Before Milli Vanilli, the Best New Artist winners circle was, much like Larry McShane described it, a hodgepodge of tabloid fodder, cheesy balladeers, and one-hit wonders. After Milli Vanilli, it could now add "music industry pariahs" to the adjectives list.

The winners of the '90s and early '00s followed the previous decade's lead when it came to chart success. LeAnn Rimes never quite matched the pop success of Blue or her covers album, but she did become a reality television star and tabloid fixture over her feud with a Real Housewife of Beverly Hills. Lauryn Hill became a recluse after her win, and the public came to know her for her erratic behavior instead of her short but initially illustrious music career. Christina won over Britney in 2000, and though neither pop tart currently has her early '00s fame, Britney has more No. 1 hits under her belt and a Vegas residency. And, finally, 2004 Best New Artist winner Evanescence is best known for inspiring the title to The Worst Harry Potter Fanfiction Ever.

The supposed "curse" seems to have spared all winners from 2005 on. Within the last decade, the award for Best New Artist has gone to Maroon 5, John Legend, Carrie Underwood, Amy Winehouse, Adele, Zac Brown Band, Esperanza Spalding, Bon Iver, fun., and Macklemore and Ryan Lewis. Eight out of 10 have gone on to win later Grammys, nearly double the percentage McShane had calculated nearly two decades ago.

You could easily replace what the Best New Artist Grammy represents with any other significant accolade and create a number of curses that vex sudden indie darlings or overnight pop successes. The Strokes burst on the scene in 2001 with Is This It, embodying the back-to-basics attitude of early '00s rock. Their second album, Room on Fire, left critics wanting for more.
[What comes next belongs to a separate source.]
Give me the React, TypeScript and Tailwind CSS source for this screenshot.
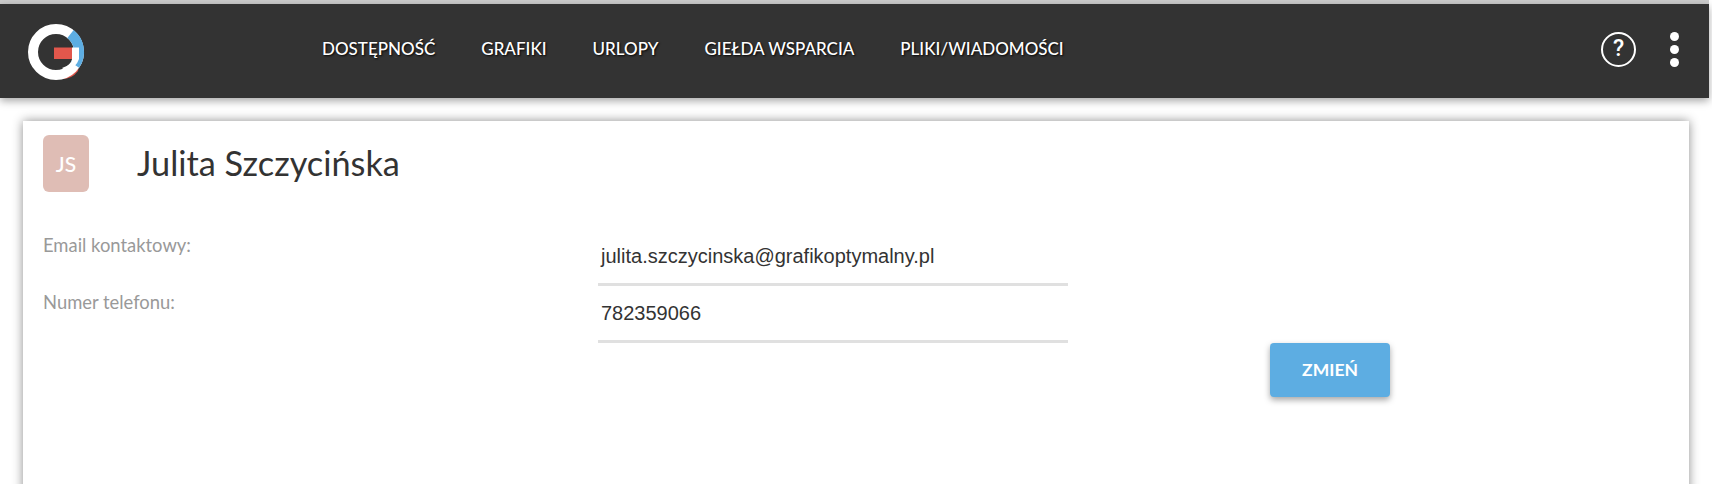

Did The Strokes suffer because of the "Pitchfork-gave-our-first-album-a-9.1-and-our-second-album-an-8.0" curse? Carly Rae Jepsen's "Call Me Maybe" was the sing-along anthem of 2012, but despite releasing a solid full-length album, Jepsen has yet to return to the top of the charts. Did she suffer from a Billboard Music Awards curse, or a "beat-to-death-by-YouTube" curse? Breaking through on the pop charts and gaining the attention of music critics is no easy feat; maintaining a high level of chart success, as expected of Best New Artist winners, is an even greater challenge. The Best New Artist Grammy is the shiny physical manifestation of sudden fame, which can occur independently of any award show; this success just happens to occur before an audience of over 20 million viewers. Throw in the hot, uncomfortable spotlight, an ever-changing music scene, major label demands, and the usual band tensions, and you have yourselves the creation of an urban legend and a group of easy pop culture targets.

For fans of Sam Smith or Brandy Clark or Bastille, rest easy. Despite the award's spotty history through the '80s and '90s, it managed to redeem itself with winners like Adele and Maroon 5. Winning Best New Artist doesn't equal musical damnation. Although music industry professionals don't always get it right, can they truly be blamed if their selections cave under expectations in a fickle industry?

Maybe, just maybe, the internet will eventually be swamped by an influx of "Best New Artist Blessing" articles based on the strength of this year's winner.